Ultimately, then, we come to this: (1) The Agnosticism that concerns itself with a confession of ignorance concerning the nature of “existence,” has no necessary connection with religion, and is only made to have such by a confusion of two distinct things. (2) The plea of a suspended judgment is invalid, since there is nothing about which one can suspend a decision. (3) The Agnosticism that professes a semi-religious feeling of reverence towards the “Unknowable” is fundamentally upon all fours with the religious feelings of the ordinary believer. Worshipping the Unknowable is more ridiculous than worshipping Huxley’s “wilderness of apes.” The apes might take some intelligent interest in the antics of their devotees; but to print our hypostatised ignorance in capital letters and then profess a feeling of veneration for it is as ridiculous a proceeding as the world has seen. After all, an absurdity is never quite so grotesque as when it is tricked out in scientific phrases and paraded as the outcome of profound philosophic thinking. (4) The only Agnosticism that seems capable of justifying itself is an Agnosticism that is indistinguishable from Atheism.

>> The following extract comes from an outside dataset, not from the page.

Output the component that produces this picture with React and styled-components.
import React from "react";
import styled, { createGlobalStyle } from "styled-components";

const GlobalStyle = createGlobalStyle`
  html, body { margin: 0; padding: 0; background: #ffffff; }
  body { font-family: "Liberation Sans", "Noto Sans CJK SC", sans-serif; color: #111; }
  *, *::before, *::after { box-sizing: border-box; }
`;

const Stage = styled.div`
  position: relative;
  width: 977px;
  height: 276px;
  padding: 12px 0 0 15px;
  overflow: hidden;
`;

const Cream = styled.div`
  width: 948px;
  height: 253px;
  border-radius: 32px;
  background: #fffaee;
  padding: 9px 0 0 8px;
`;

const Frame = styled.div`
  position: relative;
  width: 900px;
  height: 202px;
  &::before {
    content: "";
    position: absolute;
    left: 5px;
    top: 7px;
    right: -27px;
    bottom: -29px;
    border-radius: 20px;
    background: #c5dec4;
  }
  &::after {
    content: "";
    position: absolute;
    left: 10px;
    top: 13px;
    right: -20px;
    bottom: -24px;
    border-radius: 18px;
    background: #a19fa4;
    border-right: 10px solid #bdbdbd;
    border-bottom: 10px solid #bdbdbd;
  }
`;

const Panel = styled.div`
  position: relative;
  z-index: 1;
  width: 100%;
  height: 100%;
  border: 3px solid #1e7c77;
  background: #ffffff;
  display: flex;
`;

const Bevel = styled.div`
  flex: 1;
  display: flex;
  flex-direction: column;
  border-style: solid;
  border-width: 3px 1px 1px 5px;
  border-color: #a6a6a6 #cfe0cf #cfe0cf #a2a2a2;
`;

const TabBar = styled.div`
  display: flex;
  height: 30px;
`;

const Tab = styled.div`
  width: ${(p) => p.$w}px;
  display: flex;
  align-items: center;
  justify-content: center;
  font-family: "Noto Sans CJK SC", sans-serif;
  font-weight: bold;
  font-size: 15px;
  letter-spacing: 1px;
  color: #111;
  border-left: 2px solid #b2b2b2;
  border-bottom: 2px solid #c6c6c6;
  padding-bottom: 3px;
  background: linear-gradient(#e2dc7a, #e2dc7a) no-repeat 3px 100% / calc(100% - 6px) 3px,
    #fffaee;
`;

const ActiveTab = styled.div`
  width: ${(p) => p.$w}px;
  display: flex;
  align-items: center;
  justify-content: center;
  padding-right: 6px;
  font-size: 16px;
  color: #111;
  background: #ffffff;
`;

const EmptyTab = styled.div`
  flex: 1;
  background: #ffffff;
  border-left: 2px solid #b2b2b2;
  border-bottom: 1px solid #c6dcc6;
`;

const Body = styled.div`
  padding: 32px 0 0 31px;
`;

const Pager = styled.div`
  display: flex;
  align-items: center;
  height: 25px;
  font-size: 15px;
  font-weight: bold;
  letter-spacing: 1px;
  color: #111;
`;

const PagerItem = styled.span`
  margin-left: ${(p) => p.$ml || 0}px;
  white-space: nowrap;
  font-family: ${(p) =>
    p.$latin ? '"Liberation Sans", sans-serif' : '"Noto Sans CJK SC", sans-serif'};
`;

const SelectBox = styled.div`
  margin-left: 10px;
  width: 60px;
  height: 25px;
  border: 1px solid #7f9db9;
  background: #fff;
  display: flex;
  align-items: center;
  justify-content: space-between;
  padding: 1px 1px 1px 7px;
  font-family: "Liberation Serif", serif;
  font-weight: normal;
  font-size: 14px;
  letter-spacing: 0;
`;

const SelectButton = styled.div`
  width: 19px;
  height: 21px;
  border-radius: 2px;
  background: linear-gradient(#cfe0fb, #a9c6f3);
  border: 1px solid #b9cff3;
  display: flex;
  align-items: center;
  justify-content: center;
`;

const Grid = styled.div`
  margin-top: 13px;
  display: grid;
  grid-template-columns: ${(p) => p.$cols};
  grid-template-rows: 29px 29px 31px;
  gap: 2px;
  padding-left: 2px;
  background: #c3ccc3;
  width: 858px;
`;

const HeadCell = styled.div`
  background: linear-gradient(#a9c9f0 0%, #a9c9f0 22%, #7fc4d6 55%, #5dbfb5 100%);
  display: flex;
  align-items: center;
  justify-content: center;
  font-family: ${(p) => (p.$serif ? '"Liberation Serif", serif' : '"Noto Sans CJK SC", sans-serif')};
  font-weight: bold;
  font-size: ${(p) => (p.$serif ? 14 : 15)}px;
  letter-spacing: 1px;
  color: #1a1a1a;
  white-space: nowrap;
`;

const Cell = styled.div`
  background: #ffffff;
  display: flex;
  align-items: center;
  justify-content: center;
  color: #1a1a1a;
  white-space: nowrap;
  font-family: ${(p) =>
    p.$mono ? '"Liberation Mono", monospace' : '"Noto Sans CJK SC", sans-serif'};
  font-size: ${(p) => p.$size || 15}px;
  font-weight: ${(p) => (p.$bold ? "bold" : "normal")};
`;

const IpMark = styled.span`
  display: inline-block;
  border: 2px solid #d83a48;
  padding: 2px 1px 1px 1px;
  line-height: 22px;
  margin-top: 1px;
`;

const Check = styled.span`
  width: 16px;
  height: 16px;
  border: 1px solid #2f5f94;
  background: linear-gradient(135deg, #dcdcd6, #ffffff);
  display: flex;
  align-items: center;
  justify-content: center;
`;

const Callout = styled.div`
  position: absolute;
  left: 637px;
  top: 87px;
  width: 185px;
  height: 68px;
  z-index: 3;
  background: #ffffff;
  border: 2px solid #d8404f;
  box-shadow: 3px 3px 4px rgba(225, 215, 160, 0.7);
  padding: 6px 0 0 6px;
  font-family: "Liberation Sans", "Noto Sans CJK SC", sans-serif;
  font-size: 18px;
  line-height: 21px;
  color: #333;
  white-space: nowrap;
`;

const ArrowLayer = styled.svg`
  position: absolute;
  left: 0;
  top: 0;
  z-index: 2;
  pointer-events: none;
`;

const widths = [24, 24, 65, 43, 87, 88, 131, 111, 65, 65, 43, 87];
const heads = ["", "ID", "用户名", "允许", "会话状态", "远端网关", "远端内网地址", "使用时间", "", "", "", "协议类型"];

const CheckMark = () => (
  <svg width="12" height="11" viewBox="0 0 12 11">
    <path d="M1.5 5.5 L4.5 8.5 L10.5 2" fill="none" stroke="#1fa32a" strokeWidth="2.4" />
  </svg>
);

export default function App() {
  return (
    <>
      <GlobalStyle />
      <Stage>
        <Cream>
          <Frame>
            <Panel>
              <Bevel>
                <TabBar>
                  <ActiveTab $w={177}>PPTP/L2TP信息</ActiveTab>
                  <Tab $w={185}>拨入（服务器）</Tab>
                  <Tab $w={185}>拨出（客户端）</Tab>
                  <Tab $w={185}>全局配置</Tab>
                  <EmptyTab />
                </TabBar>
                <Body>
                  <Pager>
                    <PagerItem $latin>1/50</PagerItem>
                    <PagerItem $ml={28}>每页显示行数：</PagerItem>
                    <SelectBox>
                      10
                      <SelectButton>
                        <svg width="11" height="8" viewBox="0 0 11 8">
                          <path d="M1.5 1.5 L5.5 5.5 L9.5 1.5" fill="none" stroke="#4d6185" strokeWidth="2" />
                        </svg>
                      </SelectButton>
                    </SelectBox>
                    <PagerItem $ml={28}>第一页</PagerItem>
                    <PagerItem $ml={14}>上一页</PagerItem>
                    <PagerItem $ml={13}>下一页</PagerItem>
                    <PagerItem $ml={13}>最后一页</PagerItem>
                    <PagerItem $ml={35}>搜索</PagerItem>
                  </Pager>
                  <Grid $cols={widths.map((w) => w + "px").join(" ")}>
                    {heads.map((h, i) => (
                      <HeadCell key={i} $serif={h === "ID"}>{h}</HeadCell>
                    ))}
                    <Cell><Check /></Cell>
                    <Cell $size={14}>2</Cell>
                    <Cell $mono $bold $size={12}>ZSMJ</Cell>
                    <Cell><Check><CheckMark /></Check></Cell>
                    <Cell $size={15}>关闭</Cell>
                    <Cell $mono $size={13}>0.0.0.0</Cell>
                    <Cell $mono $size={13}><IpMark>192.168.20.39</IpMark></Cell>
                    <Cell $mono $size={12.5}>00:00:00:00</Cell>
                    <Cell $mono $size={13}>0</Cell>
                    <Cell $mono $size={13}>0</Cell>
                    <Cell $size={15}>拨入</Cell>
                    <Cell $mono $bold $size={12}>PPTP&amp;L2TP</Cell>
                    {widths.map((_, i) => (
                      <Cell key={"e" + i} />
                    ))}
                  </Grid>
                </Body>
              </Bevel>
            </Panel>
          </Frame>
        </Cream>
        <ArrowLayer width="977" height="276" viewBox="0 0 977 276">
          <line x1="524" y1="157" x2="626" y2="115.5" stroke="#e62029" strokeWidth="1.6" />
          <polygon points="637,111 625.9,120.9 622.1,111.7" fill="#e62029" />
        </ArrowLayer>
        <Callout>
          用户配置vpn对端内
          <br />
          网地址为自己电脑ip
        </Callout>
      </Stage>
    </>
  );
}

To again cite Professor Flint, Atheist “means one who does not believe in God, and it means neither more nor less.” The Agnostic is also one who is without belief in a god, every argument he uses to justify his position is and has been used as a justification of Atheism. Atheist is really “a thoroughly honest, unambiguous term,” it admits of no paltering and of no evasion, and the need of the world, now as ever, is for clear-cut issues and unambiguous speech.